Research sprint report
When Math Models Think a Problem Is Unsolved
A paired-framing pilot on whether open-problem language changes a math model's accuracy, abstention, answer stability, and visible self-doubt.
The first run looked like evidence that an "open or unsolved" frame made a small math model less accurate. The follow-up run made the result more modest and more useful: much of the effect was a prompt-format and answer-extraction interaction, not a clean proof that open framing breaks reasoning.
Epistemic status: pilot result, not a paper. The clean claim is that the harness can detect framing-sensitive behavior, but this first dataset is too small and too model-specific for broad claims about reasoning models.
1. Question
The experiment takes the same known-solvable math problems and varies only the frame around them: neutral, known-solved, contest-style, or possibly open/unsolved. The intended signal is not hidden cognition. It is observable behavior: exact answer, abstention, self-doubt language, output length, and answer instability across framings.
The useful version of the question is narrow: can we measure whether a model becomes less decisive or less correct when it is told a problem may be unsolved, while still keeping appropriate uncertainty on genuinely open or underspecified controls?
2. Runs
| Run | Rows | Purpose |
|---|---|---|
hf-qwen-sprint20 |
80 | First paired-framing run over 20 solvable exact-answer problems. |
hf-qwen-controls |
20 | Open and underspecified controls for uncertainty behavior. |
hf-qwen-answerfirst-f0-f3 |
40 | Format-control follow-up comparing neutral and open framing with answer-first prompting. |
The backend was the Hugging Face Inference API through
featherless-ai. Raw generations, metadata, rescored CSVs,
and figures are committed in the repository.
3. Baseline Result
The first pass suggested a large enough effect to investigate. Neutral framing reached 60% exact-match accuracy; open framing reached 45%. The paired open-minus-neutral accuracy delta was -15.0 pp. Observable self-doubt rose only slightly, by +1.85 score points.

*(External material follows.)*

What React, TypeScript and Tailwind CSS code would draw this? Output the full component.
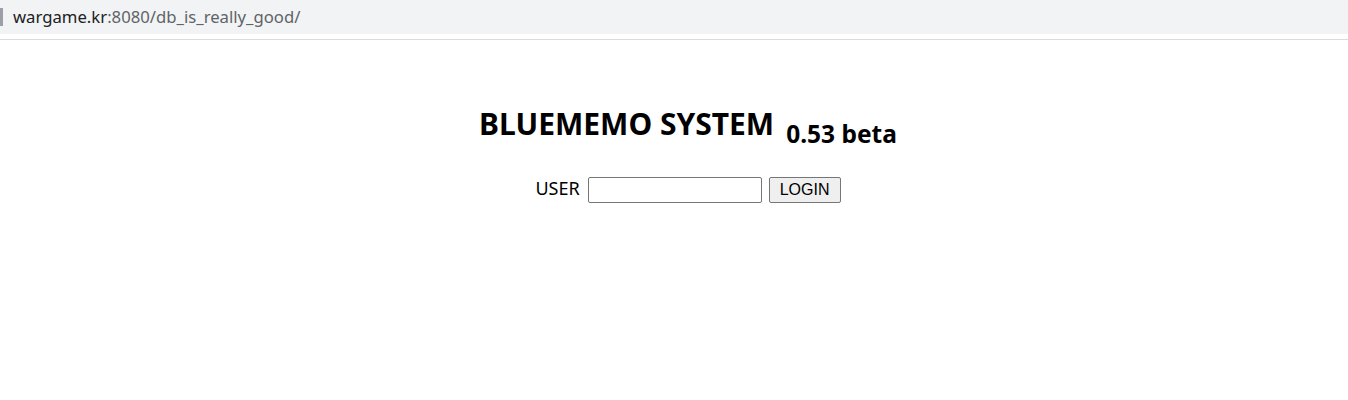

| Measure | Neutral | Open | Delta |
|---|---|---|---|
| Exact-match accuracy | 60% | 45% | -15.0 pp |
| Self-doubt score | low | higher | +1.85 |
| Abstention | lower | higher | +5.0 pp |
| Answer instability | Across paired framings | 22.2% | |
4. Controls
The control set used genuine open or underspecified prompts. These rows were not scored for exact correctness. They were included to test whether the metric sees appropriate uncertainty and whether some framings push the model toward false concrete answers.
5. Format Control
The follow-up run forced a cleaner answer channel by asking the model to put the final answer before the explanation. Under that condition, the neutral and open frames both scored 55% exact-match accuracy. The apparent open-frame accuracy gap disappeared.
| Measure | Neutral | Open | Delta |
|---|---|---|---|
| Exact-match accuracy | 55% | 55% | 0.0 pp |
| Self-doubt score | low | slightly higher | +0.60 |
| Answer instability | Across neutral/open pairs | 15.8% | |
6. Limitations and Next Step
This should not be sold as "open framing breaks models." The honest claim is narrower: a small pilot found framing-sensitive behavior, then found that the most dramatic accuracy gap was not robust to an answer-first format control.
- Only one model was tested.
- The solvable run used 20 of the 50 prepared problems.
- Exact-match accuracy still mixes math errors with extraction failures.
- The requested confidence line was often ignored, so calibration is not usable yet.
- Self-doubt markers are text features, not direct evidence of hidden cognition.
- The open-control set is manually audited, not a scored benchmark.
Next experiment: keep answer-first formatting, add verifier-aware prompting for the open frame, and test whether it improves open-framed answers without increasing false final answers on open or underspecified controls.